The Machiavellian Game of Market Share

In this week’s MEANWHILE … AT THE COMICS SHOPMenachem explains a contest where nobody is keeping score — at least not properly … 

 

Meanwhile

 

By MENACHEM LUCHINS, owner, Escape Pod Comics, Huntington, L.I.

Another week, another slew of emails from Diamond, Marvel, Boom!, Oni, Dark Horse, DC and more, letting me know about great retailer incentives:

— If I buy 1,000 copies of X, I can get my own cover. Well, not my own, but a pre-existing one that they’ll put my store logo on.

— If my order on Y exceeds 175 percent of my order on A, I get an extra 10 percent off.

— And, of course, the Holy Grail of incentives: Returnability. If I order a certain number (based on my Diamond ordering-tier discount) of title W then I can, unlike most other books, return the unsold copies!

Recently, one company even offered that if I hit the right numbers on a certain group of titles, all would be returnable and have an extra discount and enable me to get a special cover by a super-hot artist. No, really.

The email also reminded me that the Final Order Cut-Off for one of the books in the group was in a few days, so I better HURRY to make my adjustments if I didn’t want this AWESOME, RARE, LUCRATIVE chance to pass me by.

No, I won’t tell you what company it was.

No, I won’t tell you what company it was.

Now, we’ve discussed variants a few times before, we’ve even mentioned returnability in asides. What we haven’t talked about is their true function in the current market.

Returnability has always been the bane of the direct market and different distributors have used it as a carrot since the earliest days of comic shops, but stuff really reached fullness in the dark days of the Distribution Wars. These were the days in the mid-’90s that have been covered by countless comics historians and bloggers, when Marvel moved to one distributor that set off a chain of events which, eventually, led to the distribution model we have now — with Diamond Comic Distributors firmly atop the heap.

Dr. Seuss

Dr. Seuss

In those awful days, struggling distributors did everything in their power to make retailers go through them to get their books, and returnability for Company A would be exactly the kind of thing that could mean a comic-shop owner buying ALL his books through you. Variant covers also rose to prominence as companies tried to vie for more shelf space in a market now choked with indie books, which were making a name for themselves and being offered at much better rates than the contentious Marvel and DC.

Starchild, anyone?

Starchild, anyone?

When the dust settled, as I said, Diamond was on top. Incentives, returnability offers and variants stuck around mainly as ways for publishers to get more copies of their first issues or special events on the shelves.

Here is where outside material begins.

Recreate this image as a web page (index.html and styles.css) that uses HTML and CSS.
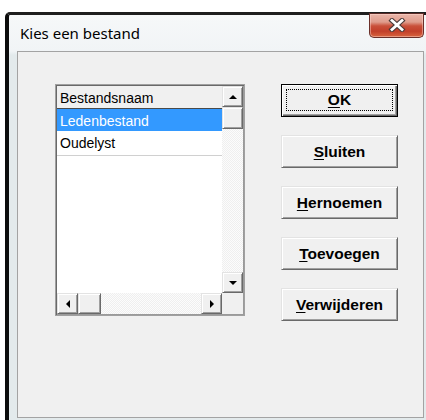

Now, of course, these offers have to make some sort of sense for a retailer to want them, so systems in which mathematical acrobatics were required to make the comic shop guy actually work for his reward but still get something out of it were devised. As more and more time went on, these have reached a Machiavellian level of complexity, a small sample of which I gave you above.

Math

The problem is not so much the massive headache other retailers and I go through with this, honestly. Better shop owners than me ignore the whole thing and are much happier for it, if you ask me. The issue at hand is why: Why does this sort of thing still exist? What is the benefit to the companies that make them to keep pushing this stuff even though the odds of actually getting more shelf space for your books nowadays is more of a game of chicken with retailers than anything else?

The answer is less about actual space and more about perception. The answer is two words: Market share.

Market

Market share is a magical little thing in the comics world. Despite the popularity of digital comics and record growth that led to Comixology being bought up by the savvy Amazon megalith, we only get “real” numbers from ICv2, a site that informs you, as you look at their top monthly sellers, for example: “Sales Estimates for June Based on Diamond Indexes and Publisher Title Data.”

If you can read between those lines, you’ll realize this means that all the numbers you’re getting are Diamond numbers, sales-wise. We’ve discussed this before — all this is, is how many copies of a certain comic retailers bought, not how many they sold. This doesn’t factor in how many of said copies were boosted by returnability (returns are calculated months later and do not get adjusted on ICv2’s site to reflect anything, even when they are processed) or variants or other incentives.

As I said, we discussed this before. What we didn’t talk about is how much a big deal is made out of these highly deficient numbers. Within hours of the numbers’ release, almost every comic “news” site has something up about them and within a week many pundits will dissect the same data sets to make all sorts of pronouncements and pontifications

Charles M. Schulz

Charles M. Schulz

And, really, the companies are less interested in the actual money they will make on a given book — and more in how those market-share numbers will be perceived.
By getting those numbers up, a small company can be “shown” to be growing, a mid-level one can pull a full percentage point out and crow about it at their next Expo, or one of the Big Two can be shown to be “winning” over the other.

And that, even more than the (relatively) small amount of extra money variants and other incentives bring in, is what is being fought for — that’s why I got an email giving me 14 different incentive ordering tiers for October #1s by a publisher.

Yes, we retailers benefit from the returnability and the discounts — but only in service of getting these companies a bigger slice of the pie chart — because that is what they’re actually after.